■ **TASK DIRECTIONS**
Omit all pictures and transcribe only the lines in the entries below that run from the line with "Clone this screenshot" through the line with "const [privacy, setPrivacy]".

■ **RECORD LIST**
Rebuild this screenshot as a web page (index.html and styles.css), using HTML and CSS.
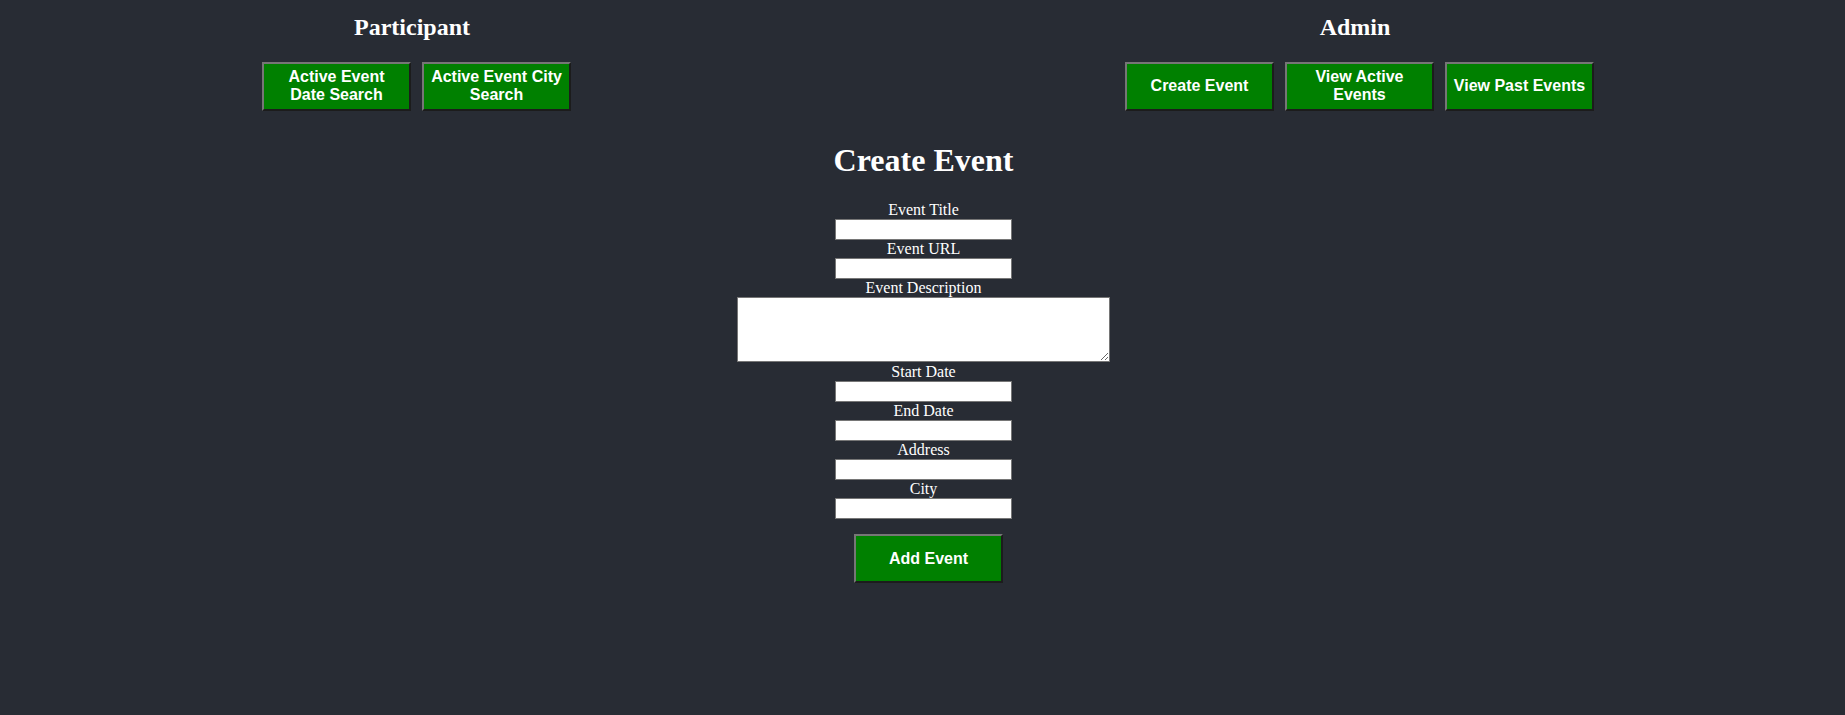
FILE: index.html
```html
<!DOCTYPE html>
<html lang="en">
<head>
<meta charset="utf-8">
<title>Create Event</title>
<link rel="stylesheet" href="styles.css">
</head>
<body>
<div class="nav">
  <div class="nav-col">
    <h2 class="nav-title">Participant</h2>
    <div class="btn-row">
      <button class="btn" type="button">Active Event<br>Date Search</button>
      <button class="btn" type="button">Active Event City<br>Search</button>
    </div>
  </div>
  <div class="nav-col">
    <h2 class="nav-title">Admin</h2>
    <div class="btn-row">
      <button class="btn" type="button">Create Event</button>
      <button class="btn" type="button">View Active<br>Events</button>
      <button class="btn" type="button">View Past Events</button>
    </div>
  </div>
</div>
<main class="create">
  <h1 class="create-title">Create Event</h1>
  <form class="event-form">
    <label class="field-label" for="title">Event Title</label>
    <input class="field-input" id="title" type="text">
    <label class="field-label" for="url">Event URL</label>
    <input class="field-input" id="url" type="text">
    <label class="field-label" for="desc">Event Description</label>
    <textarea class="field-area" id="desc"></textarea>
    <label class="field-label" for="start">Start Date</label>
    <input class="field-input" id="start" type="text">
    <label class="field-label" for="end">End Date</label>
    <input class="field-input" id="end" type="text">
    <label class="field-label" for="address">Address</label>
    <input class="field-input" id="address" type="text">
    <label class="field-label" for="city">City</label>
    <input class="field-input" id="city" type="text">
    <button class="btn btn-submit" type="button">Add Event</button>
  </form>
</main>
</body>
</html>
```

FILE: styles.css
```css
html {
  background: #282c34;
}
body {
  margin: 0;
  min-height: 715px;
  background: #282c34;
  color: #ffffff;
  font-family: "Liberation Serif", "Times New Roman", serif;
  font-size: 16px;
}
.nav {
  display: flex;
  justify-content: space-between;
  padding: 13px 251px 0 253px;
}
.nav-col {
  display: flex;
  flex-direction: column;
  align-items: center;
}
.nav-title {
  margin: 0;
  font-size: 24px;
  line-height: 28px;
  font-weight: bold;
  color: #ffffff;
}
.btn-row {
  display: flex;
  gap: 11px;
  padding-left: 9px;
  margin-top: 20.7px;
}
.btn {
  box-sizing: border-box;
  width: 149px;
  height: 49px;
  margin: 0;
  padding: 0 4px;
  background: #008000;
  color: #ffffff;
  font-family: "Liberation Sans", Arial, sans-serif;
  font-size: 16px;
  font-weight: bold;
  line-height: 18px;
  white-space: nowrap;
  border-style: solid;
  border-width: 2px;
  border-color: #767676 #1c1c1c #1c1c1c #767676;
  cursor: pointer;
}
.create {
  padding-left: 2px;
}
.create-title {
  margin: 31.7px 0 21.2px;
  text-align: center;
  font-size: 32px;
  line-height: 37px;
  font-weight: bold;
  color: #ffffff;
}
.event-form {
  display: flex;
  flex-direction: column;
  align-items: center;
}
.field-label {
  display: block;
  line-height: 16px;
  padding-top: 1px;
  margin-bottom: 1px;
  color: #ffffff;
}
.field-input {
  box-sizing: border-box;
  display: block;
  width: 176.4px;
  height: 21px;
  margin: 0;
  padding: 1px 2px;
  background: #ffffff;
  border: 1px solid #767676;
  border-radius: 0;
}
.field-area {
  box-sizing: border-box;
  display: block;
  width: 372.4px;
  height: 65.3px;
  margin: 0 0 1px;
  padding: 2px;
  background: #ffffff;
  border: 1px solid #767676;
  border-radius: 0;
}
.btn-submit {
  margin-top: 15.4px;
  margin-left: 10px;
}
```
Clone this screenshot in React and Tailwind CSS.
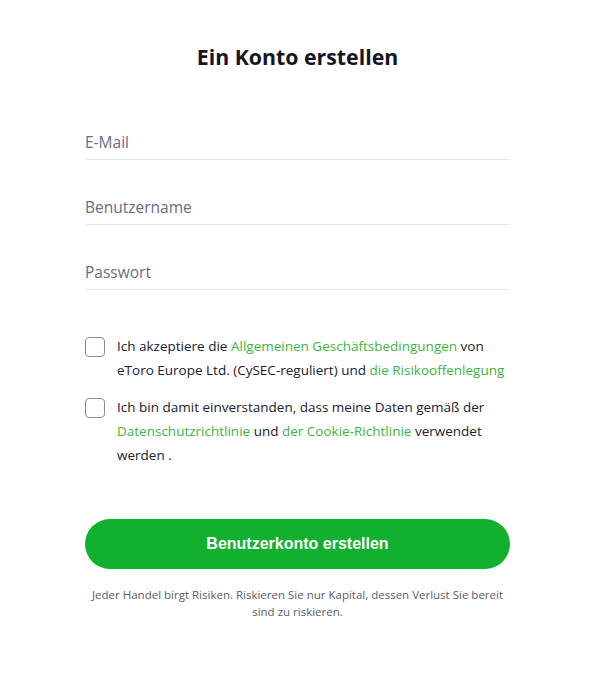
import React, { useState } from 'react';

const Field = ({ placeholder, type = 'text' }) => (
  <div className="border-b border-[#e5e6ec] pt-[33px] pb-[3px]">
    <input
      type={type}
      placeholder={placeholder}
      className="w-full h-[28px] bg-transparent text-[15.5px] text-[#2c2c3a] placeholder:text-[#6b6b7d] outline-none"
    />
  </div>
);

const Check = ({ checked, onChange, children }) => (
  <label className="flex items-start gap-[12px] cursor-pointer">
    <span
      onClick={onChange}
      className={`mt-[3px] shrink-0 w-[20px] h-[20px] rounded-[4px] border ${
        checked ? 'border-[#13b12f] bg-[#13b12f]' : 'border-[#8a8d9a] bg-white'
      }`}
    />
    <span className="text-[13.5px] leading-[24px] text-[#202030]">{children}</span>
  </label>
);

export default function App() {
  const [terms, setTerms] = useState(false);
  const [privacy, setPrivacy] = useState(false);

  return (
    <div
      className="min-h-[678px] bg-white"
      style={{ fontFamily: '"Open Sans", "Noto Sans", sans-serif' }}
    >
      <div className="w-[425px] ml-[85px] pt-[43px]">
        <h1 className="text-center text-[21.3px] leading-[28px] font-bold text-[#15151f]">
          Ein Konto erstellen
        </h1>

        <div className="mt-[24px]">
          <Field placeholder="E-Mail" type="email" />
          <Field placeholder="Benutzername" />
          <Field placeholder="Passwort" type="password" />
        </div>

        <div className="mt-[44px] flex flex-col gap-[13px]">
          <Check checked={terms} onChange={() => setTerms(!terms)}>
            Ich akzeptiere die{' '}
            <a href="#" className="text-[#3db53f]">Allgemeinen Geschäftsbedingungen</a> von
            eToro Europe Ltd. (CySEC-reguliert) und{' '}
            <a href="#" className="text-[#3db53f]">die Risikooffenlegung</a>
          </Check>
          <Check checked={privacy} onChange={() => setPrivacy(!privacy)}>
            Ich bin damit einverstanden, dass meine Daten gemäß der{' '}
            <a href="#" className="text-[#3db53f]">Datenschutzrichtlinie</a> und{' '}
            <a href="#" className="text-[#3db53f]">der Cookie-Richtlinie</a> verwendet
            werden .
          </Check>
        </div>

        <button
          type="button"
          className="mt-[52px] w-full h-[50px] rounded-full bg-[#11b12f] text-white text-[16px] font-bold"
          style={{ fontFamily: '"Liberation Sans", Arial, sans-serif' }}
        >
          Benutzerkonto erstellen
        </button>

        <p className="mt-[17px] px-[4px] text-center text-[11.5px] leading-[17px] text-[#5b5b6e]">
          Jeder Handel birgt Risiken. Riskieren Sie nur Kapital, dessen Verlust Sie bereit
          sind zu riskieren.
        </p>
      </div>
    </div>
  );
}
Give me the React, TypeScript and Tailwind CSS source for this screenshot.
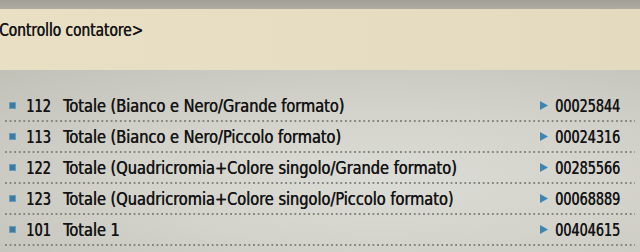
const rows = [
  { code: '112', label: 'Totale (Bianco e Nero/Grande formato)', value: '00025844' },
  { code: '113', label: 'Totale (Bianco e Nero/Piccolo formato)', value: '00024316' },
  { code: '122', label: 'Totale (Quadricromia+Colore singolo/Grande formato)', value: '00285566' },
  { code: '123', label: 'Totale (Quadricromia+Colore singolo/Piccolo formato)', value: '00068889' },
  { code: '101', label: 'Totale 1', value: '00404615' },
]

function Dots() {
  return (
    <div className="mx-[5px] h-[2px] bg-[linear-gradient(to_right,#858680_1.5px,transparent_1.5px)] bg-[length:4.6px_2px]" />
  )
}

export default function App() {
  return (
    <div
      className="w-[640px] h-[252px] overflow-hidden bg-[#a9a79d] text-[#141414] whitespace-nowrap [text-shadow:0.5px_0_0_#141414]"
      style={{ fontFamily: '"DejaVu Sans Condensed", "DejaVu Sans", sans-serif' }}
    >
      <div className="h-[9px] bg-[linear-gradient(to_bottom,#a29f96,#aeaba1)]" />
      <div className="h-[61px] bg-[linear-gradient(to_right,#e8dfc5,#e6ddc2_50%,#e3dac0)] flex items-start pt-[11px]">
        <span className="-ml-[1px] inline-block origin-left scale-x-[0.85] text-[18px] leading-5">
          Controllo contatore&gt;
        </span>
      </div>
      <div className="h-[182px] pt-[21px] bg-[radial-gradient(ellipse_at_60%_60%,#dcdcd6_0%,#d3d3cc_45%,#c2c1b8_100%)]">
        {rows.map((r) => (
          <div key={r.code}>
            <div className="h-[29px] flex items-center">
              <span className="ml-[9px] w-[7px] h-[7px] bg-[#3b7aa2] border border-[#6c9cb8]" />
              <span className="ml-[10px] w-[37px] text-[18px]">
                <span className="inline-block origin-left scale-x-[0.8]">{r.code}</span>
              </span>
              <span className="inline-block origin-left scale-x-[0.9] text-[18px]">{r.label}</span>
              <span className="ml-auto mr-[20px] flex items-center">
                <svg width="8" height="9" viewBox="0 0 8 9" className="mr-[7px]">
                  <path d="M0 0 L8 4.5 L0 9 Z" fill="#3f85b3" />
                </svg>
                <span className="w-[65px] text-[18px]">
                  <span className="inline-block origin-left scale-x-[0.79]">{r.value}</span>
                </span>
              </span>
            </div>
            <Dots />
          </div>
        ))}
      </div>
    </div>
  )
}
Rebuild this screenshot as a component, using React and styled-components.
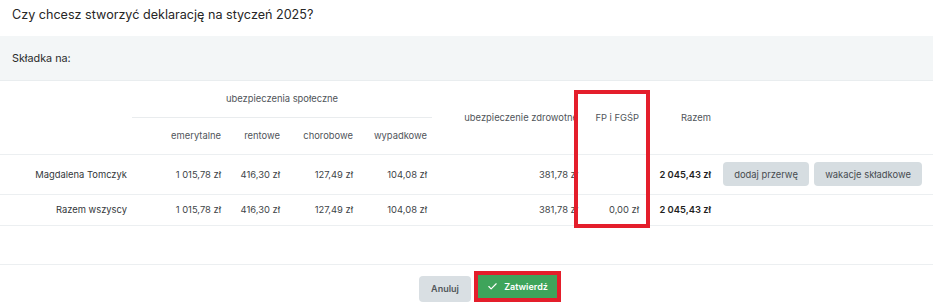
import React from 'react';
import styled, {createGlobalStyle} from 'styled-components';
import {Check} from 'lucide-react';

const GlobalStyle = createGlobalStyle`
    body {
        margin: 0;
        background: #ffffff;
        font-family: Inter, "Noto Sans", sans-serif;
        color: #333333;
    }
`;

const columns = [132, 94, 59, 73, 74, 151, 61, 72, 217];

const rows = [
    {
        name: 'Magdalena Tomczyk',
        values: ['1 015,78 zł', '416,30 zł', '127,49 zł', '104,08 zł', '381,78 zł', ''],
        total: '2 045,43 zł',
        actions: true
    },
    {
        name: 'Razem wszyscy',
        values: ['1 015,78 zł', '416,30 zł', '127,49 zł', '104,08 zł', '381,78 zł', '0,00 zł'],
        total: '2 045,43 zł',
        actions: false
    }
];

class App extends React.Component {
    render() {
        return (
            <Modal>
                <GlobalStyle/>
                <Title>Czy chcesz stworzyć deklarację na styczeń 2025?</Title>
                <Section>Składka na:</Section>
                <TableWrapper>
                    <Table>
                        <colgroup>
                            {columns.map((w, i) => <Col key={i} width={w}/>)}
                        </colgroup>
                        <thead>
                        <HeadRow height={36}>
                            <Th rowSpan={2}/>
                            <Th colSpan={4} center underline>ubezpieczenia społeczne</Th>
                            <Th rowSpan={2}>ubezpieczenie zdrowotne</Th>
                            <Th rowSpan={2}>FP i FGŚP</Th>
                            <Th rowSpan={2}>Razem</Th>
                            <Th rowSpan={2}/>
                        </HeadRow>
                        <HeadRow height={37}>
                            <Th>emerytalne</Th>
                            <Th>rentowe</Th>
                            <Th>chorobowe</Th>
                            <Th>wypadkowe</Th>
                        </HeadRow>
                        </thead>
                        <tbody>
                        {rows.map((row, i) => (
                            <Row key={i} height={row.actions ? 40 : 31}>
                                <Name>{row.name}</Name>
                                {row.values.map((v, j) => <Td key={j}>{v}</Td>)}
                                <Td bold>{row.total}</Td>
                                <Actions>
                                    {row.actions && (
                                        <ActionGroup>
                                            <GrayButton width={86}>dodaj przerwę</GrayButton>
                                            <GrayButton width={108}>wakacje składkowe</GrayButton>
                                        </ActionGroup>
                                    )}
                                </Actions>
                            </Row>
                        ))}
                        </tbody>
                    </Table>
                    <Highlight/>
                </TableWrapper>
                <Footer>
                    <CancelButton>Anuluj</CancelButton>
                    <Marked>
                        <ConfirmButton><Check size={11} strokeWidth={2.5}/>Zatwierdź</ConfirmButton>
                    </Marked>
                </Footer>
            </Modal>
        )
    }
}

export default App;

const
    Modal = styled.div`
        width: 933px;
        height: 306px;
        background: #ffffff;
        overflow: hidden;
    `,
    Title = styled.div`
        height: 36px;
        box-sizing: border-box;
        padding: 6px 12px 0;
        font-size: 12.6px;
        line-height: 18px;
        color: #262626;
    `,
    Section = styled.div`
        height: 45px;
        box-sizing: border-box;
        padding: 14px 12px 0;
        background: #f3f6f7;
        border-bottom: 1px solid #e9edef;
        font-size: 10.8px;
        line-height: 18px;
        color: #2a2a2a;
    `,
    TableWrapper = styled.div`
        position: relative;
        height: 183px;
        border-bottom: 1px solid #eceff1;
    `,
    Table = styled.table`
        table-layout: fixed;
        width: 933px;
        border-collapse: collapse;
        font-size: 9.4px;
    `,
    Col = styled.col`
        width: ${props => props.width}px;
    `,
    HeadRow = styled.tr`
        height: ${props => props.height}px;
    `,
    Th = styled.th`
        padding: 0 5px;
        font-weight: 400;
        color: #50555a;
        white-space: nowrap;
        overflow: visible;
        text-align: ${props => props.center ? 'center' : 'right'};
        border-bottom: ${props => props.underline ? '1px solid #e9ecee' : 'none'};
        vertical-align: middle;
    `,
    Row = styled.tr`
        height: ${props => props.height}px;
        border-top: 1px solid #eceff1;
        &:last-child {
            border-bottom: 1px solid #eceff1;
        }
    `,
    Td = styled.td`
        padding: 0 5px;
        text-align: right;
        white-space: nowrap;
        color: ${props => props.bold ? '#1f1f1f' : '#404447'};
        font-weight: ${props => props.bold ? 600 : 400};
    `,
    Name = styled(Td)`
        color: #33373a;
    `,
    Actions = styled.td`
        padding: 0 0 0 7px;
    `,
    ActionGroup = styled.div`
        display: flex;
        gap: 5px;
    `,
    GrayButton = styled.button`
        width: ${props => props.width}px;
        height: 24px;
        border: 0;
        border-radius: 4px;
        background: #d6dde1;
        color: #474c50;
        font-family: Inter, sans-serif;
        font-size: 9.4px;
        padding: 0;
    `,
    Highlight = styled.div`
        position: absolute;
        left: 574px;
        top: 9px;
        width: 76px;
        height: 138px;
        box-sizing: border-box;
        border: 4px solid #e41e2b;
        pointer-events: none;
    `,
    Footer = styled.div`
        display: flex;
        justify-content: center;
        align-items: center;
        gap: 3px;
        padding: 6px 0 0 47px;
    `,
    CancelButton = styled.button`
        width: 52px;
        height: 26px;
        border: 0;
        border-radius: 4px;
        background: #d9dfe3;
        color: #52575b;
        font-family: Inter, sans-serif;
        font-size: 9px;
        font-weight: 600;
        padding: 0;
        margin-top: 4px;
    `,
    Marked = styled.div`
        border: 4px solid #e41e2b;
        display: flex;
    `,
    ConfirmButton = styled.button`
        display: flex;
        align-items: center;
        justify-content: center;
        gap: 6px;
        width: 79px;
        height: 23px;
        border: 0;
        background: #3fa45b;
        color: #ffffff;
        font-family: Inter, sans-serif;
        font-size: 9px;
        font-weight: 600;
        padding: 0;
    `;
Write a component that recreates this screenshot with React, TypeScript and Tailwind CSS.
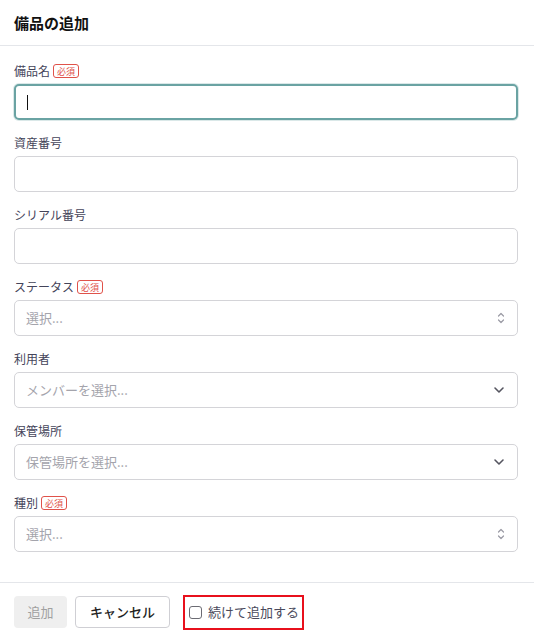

■ **RESPONSE**
Clone this screenshot in React and Tailwind CSS.
import React, { useState } from 'react';

const Field = ({ placeholder, type = 'text' }) => (
  <div className="border-b border-[#e5e6ec] pt-[33px] pb-[3px]">
    <input
      type={type}
      placeholder={placeholder}
      className="w-full h-[28px] bg-transparent text-[15.5px] text-[#2c2c3a] placeholder:text-[#6b6b7d] outline-none"
    />
  </div>
);

const Check = ({ checked, onChange, children }) => (
  <label className="flex items-start gap-[12px] cursor-pointer">
    <span
      onClick={onChange}
      className={`mt-[3px] shrink-0 w-[20px] h-[20px] rounded-[4px] border ${
        checked ? 'border-[#13b12f] bg-[#13b12f]' : 'border-[#8a8d9a] bg-white'
      }`}
    />
    <span className="text-[13.5px] leading-[24px] text-[#202030]">{children}</span>
  </label>
);

export default function App() {
  const [terms, setTerms] = useState(false);
  const [privacy, setPrivacy] = useState(false);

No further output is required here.